Urbanism through Landscape - Trees defying the City’s Surface

First and second and third supervisors 

Christine Hawley, Jonathan Hill, Colin Fournier

Abstract

Funded by Fundação Ciência e Tecnologia

My research investigates landscape as a conceptual, operative and physical element for interventions in the contemporary urban space, by developing an enquiry into trees and their speculative potential for the city.

The renewed interest in landscape in the second half of the twentieth century developed as a critique to a modernist attitude towards the city where the complexity of internal interwoven spaces ‘seemed to expire on the doorstep’ (Treib, 2006). However, urban projects and concepts such as Scharoun's 'Stadtschaft', the Austrian interpretation of Landscape, and the Spatial Cities line of projects offered alternative urban practices that explored the three-dimensional potential of the landscape.

My research picks up on this alternative mode of considering the city.
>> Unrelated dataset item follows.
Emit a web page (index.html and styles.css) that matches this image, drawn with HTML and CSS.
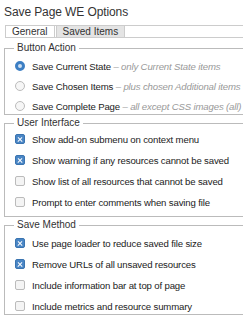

In this reading landscape is an instrumental concept to increase spatial articulations between built form and open space. In order to expand this spatial reasoning I’m researching trees (canopies and three-dimensional growth) in their literal and metaphorical relationships to city and architecture, and articulating their speculative potential.

Trees are performative elements that establish physical connections with their environment through their active parts. The spatial occupation and behavior of trees in the city allows for an expanded reflection on the dialectic between ‘nature’ and culture opening up new routes to rethink the design of contemporary urban space. My research follows these lines of enquiry exploring a ‘neo-organic’ urban practice, thus triggering critical speculations on new urban ‘species’ and typologies.

International competitions and fictional projects provide the context for exploring and developing the design in site-specific situations. The projects engage in interdisciplinary debates and design methodologies include digital drawing, scripting, three-dimensional scanning and physical models. The designs in development include the Inhabitable Urban Forest in Munich and the three-dimensional Park of Disquiet in Lisbon.

Biography

Inês Dantas is an architect and urban researcher. She is co-founder in the architecture practice WUDA* and teaches at Innsbruck University - Institute for Experimental Architecture. Ines studied at Coimbra University (1998-2004) and at Politecnico di Milano (2001-2). She was editor in the architecture zine Nu. Previously Ines worked in Peter Haimerl Studio (Germany) and for the European project Zoomtown.

She was guest tutor in the AA Singapore Visiting School, lecturer at Universitá Camerino and at Rizvi College in Mumbai. Ines’ work has been published internationally and exhibited in London, Lisbon, Essen, Munich and Vienna.